* **Material**
>> Begin

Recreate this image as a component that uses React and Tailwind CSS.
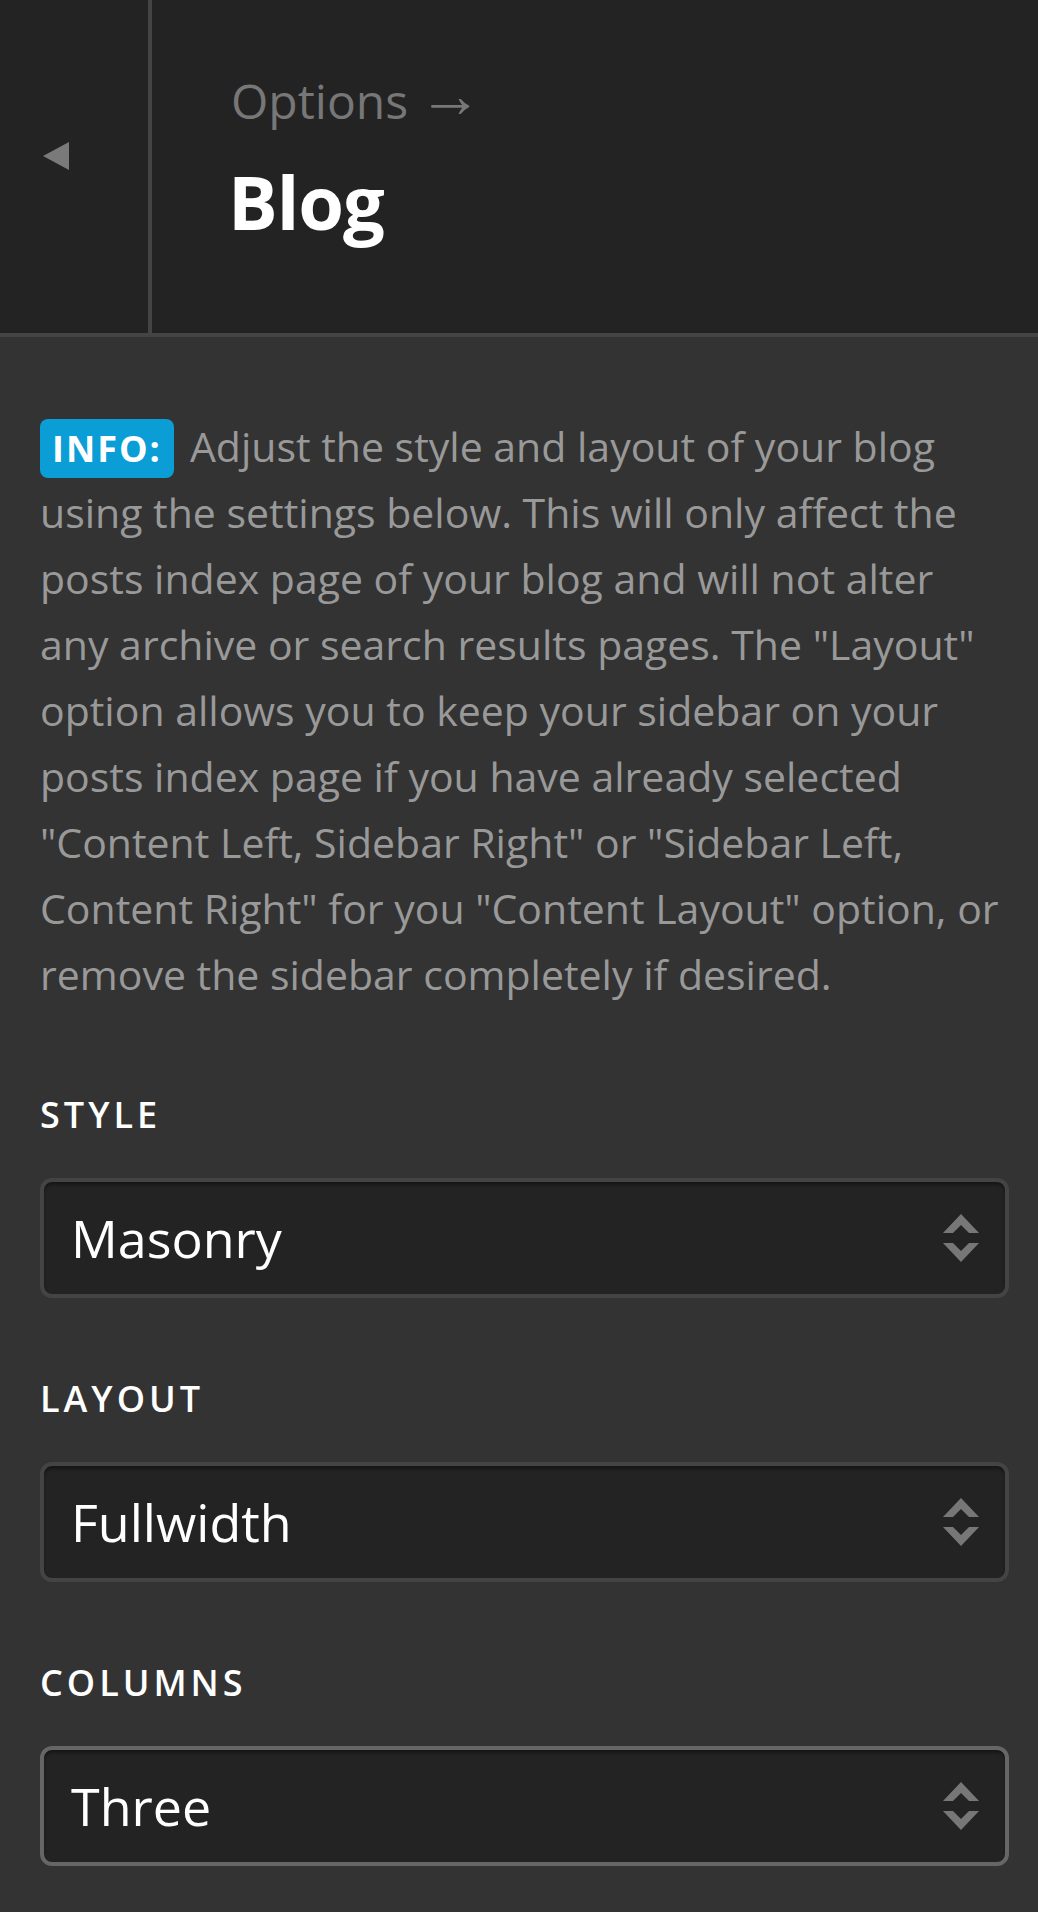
const fields = [
  { label: "Style", value: "Masonry", focused: false },
  { label: "Layout", value: "Fullwidth", focused: false },
  { label: "Columns", value: "Three", focused: true },
];

const SelectArrows = () => (
  <svg width="36" height="48" viewBox="0 0 36 48" className="shrink-0">
    <polygon points="18,0 36,19 26,19 18,11 10,19 0,19" fill="#777" />
    <polygon points="0,29 10,29 18,37 26,29 36,29 18,48" fill="#777" />
  </svg>
);

const Field = ({ label, value, focused }) => (
  <div className="flex flex-col">
    <div className="text-[36px] leading-none font-semibold tracking-[4px] uppercase text-white">
      {label}
    </div>
    <div
      className={`mt-[45px] h-[120px] flex items-center justify-between pl-[27px] pr-[26px] rounded-[12px] border-[4px] bg-[#232323] shadow-[inset_0_3px_3px_rgba(0,0,0,0.35)] ${
        focused ? "border-[#666]" : "border-[#444]"
      }`}
    >
      <span className="text-[52px] leading-none text-white">{value}</span>
      <SelectArrows />
    </div>
  </div>
);

const App = () => {
  return (
    <div className="w-[1038px] min-h-[1912px] bg-[#333] font-['Open_Sans',sans-serif]">
      <header className="flex h-[337px] bg-[#232323] border-b-[4px] border-[#444]">
        <div className="w-[152px] shrink-0 border-r-[4px] border-[#444] pl-[43px] pt-[142px]">
          <svg width="26" height="28" viewBox="0 0 26 28">
            <polygon points="26,0 26,28 0,14" fill="#7a7a7a" />
          </svg>
        </div>
        <div className="flex flex-col pl-[79px] pt-[77px]">
          <div className="flex items-center h-[48px] text-[48px] leading-none text-[#777]">
            Options
            <span className="ml-[10px] mb-[16px] text-[64px] leading-none">→</span>
          </div>
          <h1 className="mt-[40px] -ml-[3px] text-[74px] leading-none font-bold tracking-[-1px] text-white">
            Blog
          </h1>
        </div>
      </header>

      <main className="pl-[40px] pr-[29px] pt-[76px] pb-[45px]">
        <p className="text-[41px] leading-[66px] text-[#999]">
          <span className="inline-block h-[59px] leading-[59px] px-[12px] mr-[16px] rounded-[8px] bg-[#0b9dd5] text-[36px] font-bold tracking-[2px] text-white">
            INFO:
          </span>
          Adjust the style and layout of your blog using the settings below.
          This will only affect the posts index page of your blog and will not
          alter any archive or search results pages. The "Layout" option allows
          you to keep your sidebar on your posts index page if you have already
          selected "Content Left, Sidebar Right" or "Sidebar Left, Content
          Right" for you "Content Layout" option, or remove the sidebar
          completely if desired.
        </p>

        <div className="mt-[90px] flex flex-col gap-[83px]">
          {fields.map((f) => (
            <Field key={f.label} {...f} />
          ))}
        </div>
      </main>
    </div>
  );
};

export default App;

>> End

Reproduce every line of the material precisely, omitting its pictures.

Recreate this image as a component that uses React and Tailwind CSS.
const fields = [
  { label: "Style", value: "Masonry", focused: false },
  { label: "Layout", value: "Fullwidth", focused: false },
  { label: "Columns", value: "Three", focused: true },
];

const SelectArrows = () => (
  <svg width="36" height="48" viewBox="0 0 36 48" className="shrink-0">
    <polygon points="18,0 36,19 26,19 18,11 10,19 0,19" fill="#777" />
    <polygon points="0,29 10,29 18,37 26,29 36,29 18,48" fill="#777" />
  </svg>
);

const Field = ({ label, value, focused }) => (
  <div className="flex flex-col">
    <div className="text-[36px] leading-none font-semibold tracking-[4px] uppercase text-white">
      {label}
    </div>
    <div
      className={`mt-[45px] h-[120px] flex items-center justify-between pl-[27px] pr-[26px] rounded-[12px] border-[4px] bg-[#232323] shadow-[inset_0_3px_3px_rgba(0,0,0,0.35)] ${
        focused ? "border-[#666]" : "border-[#444]"
      }`}
    >
      <span className="text-[52px] leading-none text-white">{value}</span>
      <SelectArrows />
    </div>
  </div>
);

const App = () => {
  return (
    <div className="w-[1038px] min-h-[1912px] bg-[#333] font-['Open_Sans',sans-serif]">
      <header className="flex h-[337px] bg-[#232323] border-b-[4px] border-[#444]">
        <div className="w-[152px] shrink-0 border-r-[4px] border-[#444] pl-[43px] pt-[142px]">
          <svg width="26" height="28" viewBox="0 0 26 28">
            <polygon points="26,0 26,28 0,14" fill="#7a7a7a" />
          </svg>
        </div>
        <div className="flex flex-col pl-[79px] pt-[77px]">
          <div className="flex items-center h-[48px] text-[48px] leading-none text-[#777]">
            Options
            <span className="ml-[10px] mb-[16px] text-[64px] leading-none">→</span>
          </div>
          <h1 className="mt-[40px] -ml-[3px] text-[74px] leading-none font-bold tracking-[-1px] text-white">
            Blog
          </h1>
        </div>
      </header>

      <main className="pl-[40px] pr-[29px] pt-[76px] pb-[45px]">
        <p className="text-[41px] leading-[66px] text-[#999]">
          <span className="inline-block h-[59px] leading-[59px] px-[12px] mr-[16px] rounded-[8px] bg-[#0b9dd5] text-[36px] font-bold tracking-[2px] text-white">
            INFO:
          </span>
          Adjust the style and layout of your blog using the settings below.
          This will only affect the posts index page of your blog and will not
          alter any archive or search results pages. The "Layout" option allows
          you to keep your sidebar on your posts index page if you have already
          selected "Content Left, Sidebar Right" or "Sidebar Left, Content
          Right" for you "Content Layout" option, or remove the sidebar
          completely if desired.
        </p>

        <div className="mt-[90px] flex flex-col gap-[83px]">
          {fields.map((f) => (
            <Field key={f.label} {...f} />
          ))}
        </div>
      </main>
    </div>
  );
};

export default App;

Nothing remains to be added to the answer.